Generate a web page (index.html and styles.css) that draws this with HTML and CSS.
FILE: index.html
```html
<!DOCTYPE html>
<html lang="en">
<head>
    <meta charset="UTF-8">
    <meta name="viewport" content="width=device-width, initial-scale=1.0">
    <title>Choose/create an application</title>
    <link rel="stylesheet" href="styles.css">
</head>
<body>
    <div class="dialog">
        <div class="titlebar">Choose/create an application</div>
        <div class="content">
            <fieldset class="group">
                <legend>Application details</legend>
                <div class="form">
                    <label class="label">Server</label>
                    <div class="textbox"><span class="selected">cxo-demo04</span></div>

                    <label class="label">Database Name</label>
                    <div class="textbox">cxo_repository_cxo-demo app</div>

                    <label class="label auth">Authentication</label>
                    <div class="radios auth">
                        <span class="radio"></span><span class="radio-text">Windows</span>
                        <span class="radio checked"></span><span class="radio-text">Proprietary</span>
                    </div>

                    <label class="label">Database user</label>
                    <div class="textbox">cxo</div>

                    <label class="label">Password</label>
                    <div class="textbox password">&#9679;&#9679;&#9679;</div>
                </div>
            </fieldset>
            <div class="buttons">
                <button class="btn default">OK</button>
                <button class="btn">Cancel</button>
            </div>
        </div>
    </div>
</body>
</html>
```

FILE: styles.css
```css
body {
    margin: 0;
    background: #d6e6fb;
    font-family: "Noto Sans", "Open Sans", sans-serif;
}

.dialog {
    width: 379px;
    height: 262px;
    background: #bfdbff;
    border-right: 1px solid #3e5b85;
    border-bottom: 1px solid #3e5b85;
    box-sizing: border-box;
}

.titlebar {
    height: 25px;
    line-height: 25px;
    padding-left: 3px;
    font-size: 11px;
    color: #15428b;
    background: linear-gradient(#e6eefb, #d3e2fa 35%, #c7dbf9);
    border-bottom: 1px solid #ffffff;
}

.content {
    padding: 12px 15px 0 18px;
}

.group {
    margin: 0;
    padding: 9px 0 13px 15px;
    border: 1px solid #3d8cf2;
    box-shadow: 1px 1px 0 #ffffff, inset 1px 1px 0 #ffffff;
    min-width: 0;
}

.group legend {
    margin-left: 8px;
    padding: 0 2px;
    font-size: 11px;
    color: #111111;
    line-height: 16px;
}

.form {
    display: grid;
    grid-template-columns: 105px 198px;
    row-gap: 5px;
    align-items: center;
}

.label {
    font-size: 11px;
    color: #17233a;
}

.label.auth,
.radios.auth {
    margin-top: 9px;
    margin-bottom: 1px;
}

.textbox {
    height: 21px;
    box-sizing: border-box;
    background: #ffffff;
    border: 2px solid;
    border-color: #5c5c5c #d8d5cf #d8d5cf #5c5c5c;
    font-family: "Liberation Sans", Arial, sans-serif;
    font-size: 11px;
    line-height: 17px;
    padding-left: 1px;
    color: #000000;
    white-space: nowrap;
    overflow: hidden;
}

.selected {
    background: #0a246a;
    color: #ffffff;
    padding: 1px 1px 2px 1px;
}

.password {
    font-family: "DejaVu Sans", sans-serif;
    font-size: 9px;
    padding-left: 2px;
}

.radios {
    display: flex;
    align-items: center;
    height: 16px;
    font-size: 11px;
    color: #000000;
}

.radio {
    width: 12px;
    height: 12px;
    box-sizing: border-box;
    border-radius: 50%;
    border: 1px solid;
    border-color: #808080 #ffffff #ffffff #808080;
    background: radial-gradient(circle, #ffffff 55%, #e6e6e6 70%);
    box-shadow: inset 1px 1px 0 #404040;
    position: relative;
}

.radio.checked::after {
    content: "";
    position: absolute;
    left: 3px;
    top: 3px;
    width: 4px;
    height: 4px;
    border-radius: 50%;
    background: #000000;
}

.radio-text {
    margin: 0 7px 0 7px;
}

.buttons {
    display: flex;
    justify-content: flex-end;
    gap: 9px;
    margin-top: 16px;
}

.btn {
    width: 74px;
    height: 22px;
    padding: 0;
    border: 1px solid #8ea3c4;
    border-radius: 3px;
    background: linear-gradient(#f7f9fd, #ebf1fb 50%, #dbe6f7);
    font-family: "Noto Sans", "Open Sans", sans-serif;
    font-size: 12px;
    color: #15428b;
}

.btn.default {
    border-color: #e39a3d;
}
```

...

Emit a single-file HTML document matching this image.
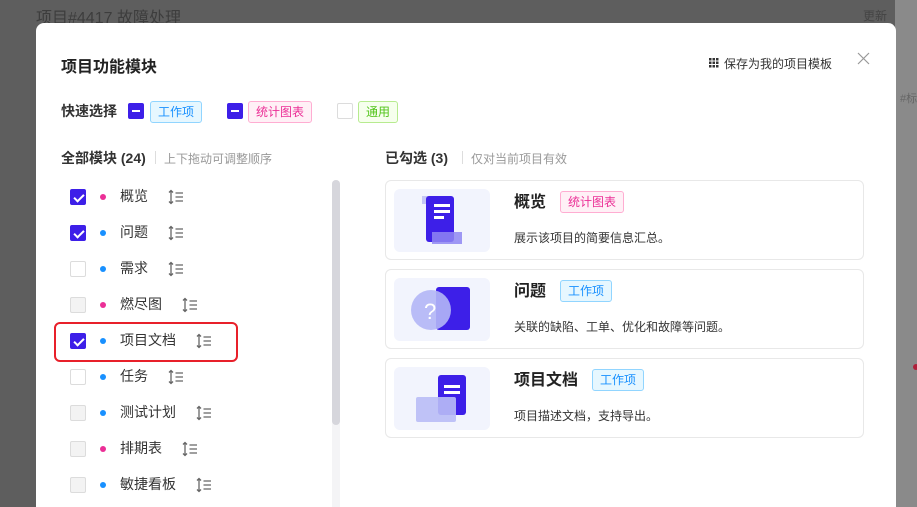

...

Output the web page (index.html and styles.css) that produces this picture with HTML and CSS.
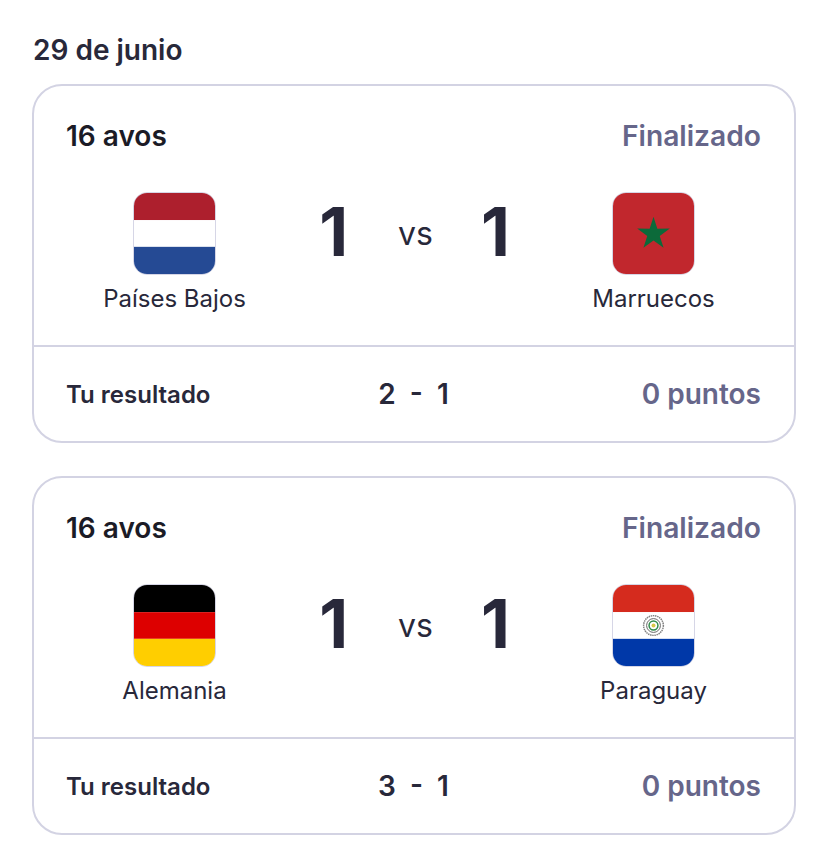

Work instructions |
Copy out every line from the material above in which the word "this" appears.

Full solution |
Generate a web page (index.html and styles.css) that draws this with HTML and CSS.
Emit a single-file HTML document matching this image.
Output the web page (index.html and styles.css) that produces this picture with HTML and CSS.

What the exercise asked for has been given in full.